How to use multi sample dropout in pretrained pytorch model?

i am loading and using dropout in pretrained vovnet model(from timm package) like this :

class CassvaImgClassifier(nn.Module):
    def __init__(self, model_arch, n_class, pretrained=False):
        super().__init__()
        self.model = timm.create_model(model_arch, pretrained=pretrained)
        n_features = self.model.head.fc.in_features
        #self.model.head.fc = nn.Linear(n_features, n_class)
        
        self.model.head.fc = nn.Sequential(
            nn.Dropout(0.3),
            #nn.Linear(n_features, hidden_size,bias=True), nn.ELU(),
            nn.Linear(n_features, n_class, bias=True)
        )
        
    def forward(self, x):
        x = self.model(x)
        return x

i want to replace dropout with multi sample dropout : GitHub - lonePatient/multi-sample_dropout_pytorch: a simple pytorch implement of Multi-Sample Dropout

what should be the updated code?

Here is a sample implementation. The key points are:

  • Each channel will be zeroed out independently on every forward call. (from nn.Dropout() docs)
  • Final logits are the average of the logits off all classifiers (from the paper)
  • At test time, passing features through a single classifier is enough (from paper)
  • The nn.CrossEntropyLoss() returns the mean loss by default.

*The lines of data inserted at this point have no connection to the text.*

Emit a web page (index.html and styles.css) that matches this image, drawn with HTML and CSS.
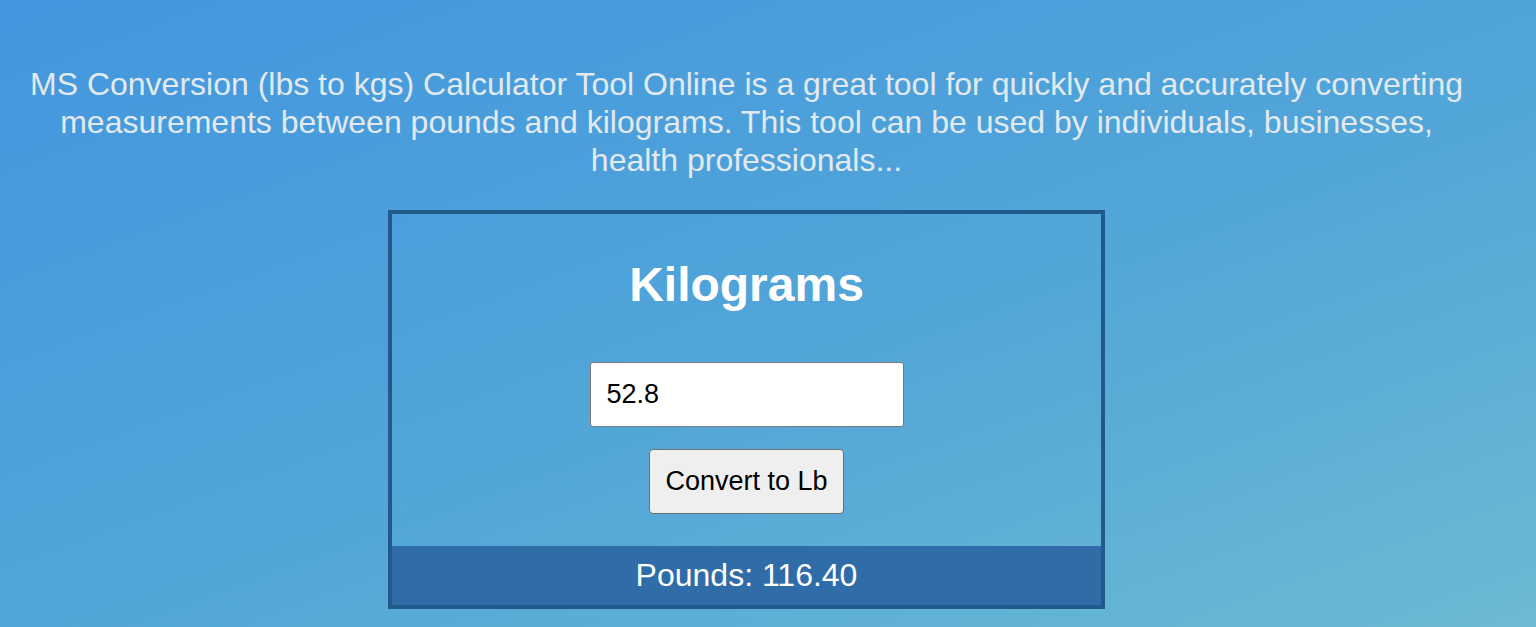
FILE: index.html
```html
<!DOCTYPE html>
<html>
<head>
<meta charset="utf-8">
<link rel="stylesheet" href="styles.css">
</head>
<body>
<div class="page">
  <p class="desc">MS Conversion (lbs to kgs) Calculator Tool Online is a great tool for quickly and accurately converting measurements between pounds and kilograms. This tool can be used by individuals, businesses, health professionals...</p>
  <div class="card">
    <h2 class="title">Kilograms</h2>
    <input class="field" type="text" value="52.8">
    <button class="btn">Convert to Lb</button>
    <div class="result">Pounds: 116.40</div>
  </div>
</div>
</body>
</html>
```
FILE: styles.css
```css
html, body {
  margin: 0;
  padding: 0;
}
body {
  width: 1536px;
  height: 627px;
  overflow: hidden;
  background: linear-gradient(160deg, #4396de 0%, #52a6d8 55%, #6cbad2 100%);
  font-family: "Liberation Sans", Arial, sans-serif;
}
.page {
  width: 1493px;
  padding-top: 65px;
  display: flex;
  flex-direction: column;
  align-items: center;
}
.desc {
  margin: 0;
  width: 1446px;
  text-align: center;
  font-size: 32px;
  line-height: 38px;
  color: #e2e9ef;
}
.card {
  margin-top: 31px;
  width: 717px;
  box-sizing: border-box;
  border: 4px solid #1f5a8a;
  display: flex;
  flex-direction: column;
  align-items: center;
}
.title {
  margin: 43px 0 0;
  font-size: 48px;
  line-height: 56px;
  font-weight: bold;
  color: #ffffff;
}
.field {
  margin-top: 49px;
  width: 314px;
  height: 65px;
  box-sizing: border-box;
  border: 1px solid #7a7a7a;
  border-radius: 3px;
  padding: 0 16px;
  font-family: "Liberation Sans", Arial, sans-serif;
  font-size: 27px;
  color: #000;
  background: #fff;
}
.btn {
  margin-top: 22px;
  width: 195px;
  height: 65px;
  box-sizing: border-box;
  border: 1px solid #6f6f6f;
  border-radius: 4px;
  background: #efefef;
  font-family: "Liberation Sans", Arial, sans-serif;
  font-size: 27px;
  color: #000;
  padding: 0;
}
.result {
  margin-top: 32px;
  align-self: stretch;
  height: 59px;
  background: #2f6ca8;
  color: #fff;
  font-size: 32px;
  line-height: 59px;
  text-align: center;
}
```
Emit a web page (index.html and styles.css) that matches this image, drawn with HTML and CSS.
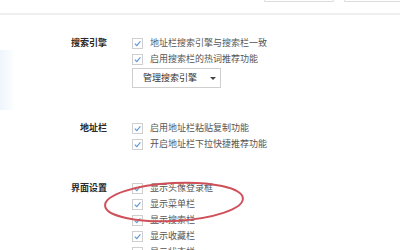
FILE: index.html
```html
<html lang="zh-CN">

<head>
    <meta charset="UTF-8">
    <title>设置</title>
    <link rel="stylesheet" href="styles.css">
</head>

<body>
    <div class="top-bar">
        <span class="top-box top-box-a"></span>
        <span class="top-box top-box-b"></span>
    </div>

    <div class="settings">
        <section class="group">
            <div class="group-title">搜索引擎</div>
            <div class="options">
                <label class="option"><span class="check"><svg viewBox="0 0 10 10"><polyline points="2,5.2 4.2,7.4 8.2,2.6" /></svg></span>地址栏搜索引擎与搜索栏一致</label>
                <label class="option"><span class="check"><svg viewBox="0 0 10 10"><polyline points="2,5.2 4.2,7.4 8.2,2.6" /></svg></span>启用搜索栏的热词推荐功能</label>
                <div class="select">管理搜索引擎<span class="caret"></span></div>
            </div>
        </section>

        <section class="group">
            <div class="group-title">地址栏</div>
            <div class="options">
                <label class="option"><span class="check"><svg viewBox="0 0 10 10"><polyline points="2,5.2 4.2,7.4 8.2,2.6" /></svg></span>启用地址栏粘贴复制功能</label>
                <label class="option"><span class="check"><svg viewBox="0 0 10 10"><polyline points="2,5.2 4.2,7.4 8.2,2.6" /></svg></span>开启地址栏下拉快捷推荐功能</label>
            </div>
        </section>

        <section class="group">
            <div class="group-title">界面设置</div>
            <div class="options">
                <label class="option"><span class="check"><svg viewBox="0 0 10 10"><polyline points="2,5.2 4.2,7.4 8.2,2.6" /></svg></span>显示头像登录框</label>
                <label class="option"><span class="check"><svg viewBox="0 0 10 10"><polyline points="2,5.2 4.2,7.4 8.2,2.6" /></svg></span>显示菜单栏</label>
                <label class="option"><span class="check"><svg viewBox="0 0 10 10"><polyline points="2,5.2 4.2,7.4 8.2,2.6" /></svg></span>显示搜索栏</label>
                <label class="option"><span class="check"><svg viewBox="0 0 10 10"><polyline points="2,5.2 4.2,7.4 8.2,2.6" /></svg></span>显示收藏栏</label>
                <label class="option"><span class="check"></span>显示状态栏</label>
            </div>
        </section>
    </div>

    <!-- red hand-drawn mark around 显示菜单栏 -->
    <svg class="mark" viewBox="0 0 400 250">
        <ellipse cx="174" cy="202" rx="69" ry="19" transform="rotate(-3 174 202)" />
    </svg>
</body>

</html>
```

FILE: styles.css
```css
body {
    position: relative;
    margin: 0;
    padding: 0;
    width: 400px;
    height: 250px;
    overflow: hidden;
    background-color: #fff;
    font-family: "Noto Sans CJK SC", "Noto Sans", sans-serif;
    font-size: 9px;
    line-height: 16px;
    color: #555;
}

.top-bar {
    height: 13px;
    display: flex;
    justify-content: flex-end;
    align-items: flex-end;
    gap: 10px;
    border-bottom: 2px solid #efefef;
}

.top-box {
    height: 20px;
    margin-bottom: 11px;
    border: 1px solid #dcdcdc;
    border-radius: 1px;
}

.top-box-a {
    width: 68px;
}

.top-box-b {
    width: 60px;
    margin-right: -6px;
}

.settings {
    padding-top: 20px;
    display: flex;
    flex-direction: column;
    gap: 28px;
    background: linear-gradient(90deg, #eef5fc, #fff 16px) no-repeat 0 35px / 16px 60px;
}

.group {
    display: grid;
    grid-template-columns: 107px 1fr;
    column-gap: 25px;
}

.group-title {
    text-align: right;
    font-weight: bold;
    color: #2a2a2a;
}

.options {
    display: flex;
    flex-direction: column;
    align-items: flex-start;
}

.option {
    display: flex;
    align-items: center;
    gap: 7px;
    height: 16px;
    white-space: nowrap;
}

.check {
    width: 9px;
    height: 9px;
    border: 1px solid #cfcfcf;
    background: #fff;
    display: flex;
}

.check svg {
    width: 9px;
    height: 9px;
}

.check polyline {
    fill: none;
    stroke: #5b9ad8;
    stroke-width: 1.3;
}

.select {
    margin-top: 1px;
    margin-bottom: 4px;
    width: 77px;
    height: 18px;
    padding-left: 10px;
    border: 1px solid #cfcfcf;
    color: #333;
    line-height: 18px;
    display: flex;
    align-items: center;
}

.caret {
    margin-left: 13px;
    width: 0;
    height: 0;
    border-left: 3px solid transparent;
    border-right: 3px solid transparent;
    border-top: 3px solid #444;
}

.mark {
    position: absolute;
    left: 0;
    top: 0;
    width: 400px;
    height: 250px;
    pointer-events: none;
}

.mark ellipse {
    fill: none;
    stroke: #d0505a;
    stroke-width: 2;
}
```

First we create a new module that will take a backbone as feature extractor and a custom classifier. Multi-sample dropout (MSD) will be achieved by iteratively calling the classifier in a for loop and saving the logits. Later, we will deal with the logits inside the training loop.

import torch
import torch.nn as nn
import torchvision
import torchvision.transforms as transforms
from torchvision import models
import torch.optim as optim


class PretrainedMSD(nn.Module):
    def __init__(self, model, classifier, dropout_num=8):
        super(PretrainedMSD, self).__init__()
        self.features = model
        self.classifier = classifier
        self.dropout_num = dropout_num

    def forward(self, x):
        x = self.features(x)  # Make sure x is flattened before classification layer
        if self.training:
            out = []
            for i in range(self.dropout_num):
                out.append(self.classifier(x))
            out = torch.cat(out)  # Concatenate the results (size= dropout_num * batch_size, num_classes)
        else:
            out = self.classifier(x)
        return out

Below we use DenseNet121 as the backbone and perform a binary classification task using fake image data. During training the MSD is active, and model returns 8 times the normal logits. We simply repeat the original labels to match the new logits shape. Then we reshape the logits and take its average. During evaluation, model returns the normal logits and loss is computed in the normal way.

if __name__ == '__main__':
    base_net = models.densenet121(pretrained=True)
    num_ftrs = base_net.classifier.in_features  # Needed to create the new classifier
    base_net.classifier = nn.Identity()  # By-pass the original classifier

    classifier = nn.Sequential(
        nn.Dropout(0.5),
        nn.Linear(num_ftrs, 2, bias=True)  # Binary classification
    )

    model = PretrainedMSD(base_net, classifier)  # Default dropout number is 8

    transform = transforms.Compose([
        transforms.ToTensor(),
        transforms.Normalize((0.485, 0.456, 0.406), (0.229, 0.224, 0.225))
    ])

    trainset = torchvision.datasets.FakeData(size=1000, num_classes=2, transform=transform)  # Create fake data
    trainloader = torch.utils.data.DataLoader(trainset, batch_size=32, shuffle=True)

    criterion = nn.CrossEntropyLoss()
    optimizer = optim.SGD(model.parameters(), lr=0.001, momentum=0.9)

    for epoch in range(10):  # loop over the dataset multiple times
        for images, labels in trainloader:
            logits = model(images)
            if model.training:
                loss = criterion(logits, labels.repeat(model.dropout_num))  # Average loss
                logits = logits.view(model.dropout_num, -1, 2).mean(0)  # Average logits
            else:
                loss = criterion(logits, labels)  # For evaluation
            if model.training:
                optimizer.zero_grad()
                loss.backward()
                optimizer.step()
            acc = logits.argmax(dim=-1) == labels
            acc = acc.sum() / len(acc)
            print('Loss: ', loss.item(), 'Acc: ', acc.item())
    print('Finished Training')

If I am not missing anything important this should work. What do you think?